Posted by SAATFmember
a resident of Rex Manor
on Jun 13, 2017 at 12:28 pm

SAATFmember is a registered user.

The school boundaries causes school diversity fallacy.

Some people believe that it's best when each individual school matches the
economic and ethnic demographics of the School District as a whole.
Those people want to manipulate the attendance boundaries to accomplish that goal, but this method to achieve that goal does not work.

An area of the Whisman neighborhood, called the Wagonwheel, used to be mostly poor and Spanish speaking people. The MVWSD thought that by assigning that area to the top rated school they could get more poor kids into Huff and help the poor kids.

What happened instead was that the housing values in the Wagonwheel area
skyrockted and all the poor people moved out and wealthier people moved in and renovated or rebuilt the housing. Today, the demographics of the Wagonwheel area match the demographics of the neighborhood near Huff.

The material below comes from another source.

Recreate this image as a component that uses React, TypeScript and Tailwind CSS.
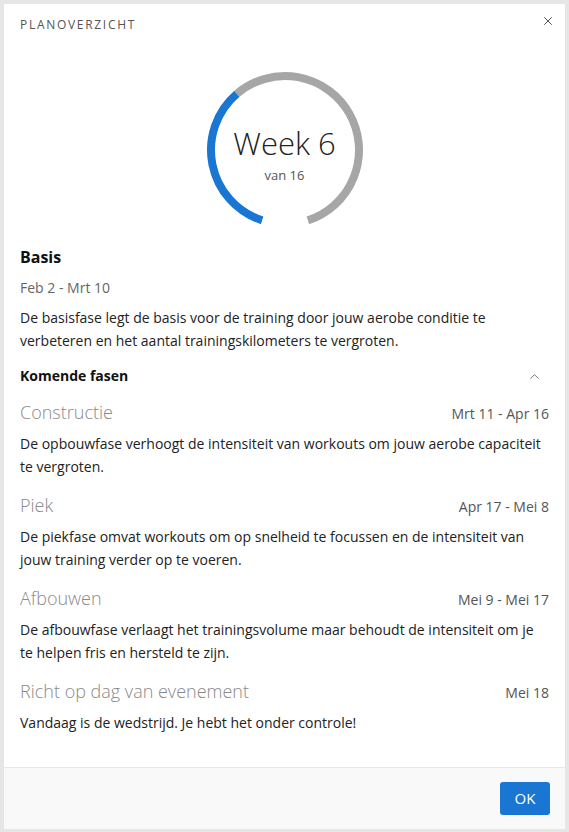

The only poor people to benefit were those lucky few who were long time home owners who quickly sold out and left the area. All the renters just got
priced out of the area.

The perception of schools is a big factor that drives housing values. For any given address, you change the perception of their assigned school, you change the market value of that address and the people move accordingly.

You cannot force diversity in schools by gerrymandering the school boundaries.

What you can do with boundaries is balance school enrollment numbers to the best levels practical to allow each school and the district to function better.

If you want to help kids educationally, then carefully and continually examine each school and figure out what the kids at that school need now to help them achieve the very best they are capable of and give it to them.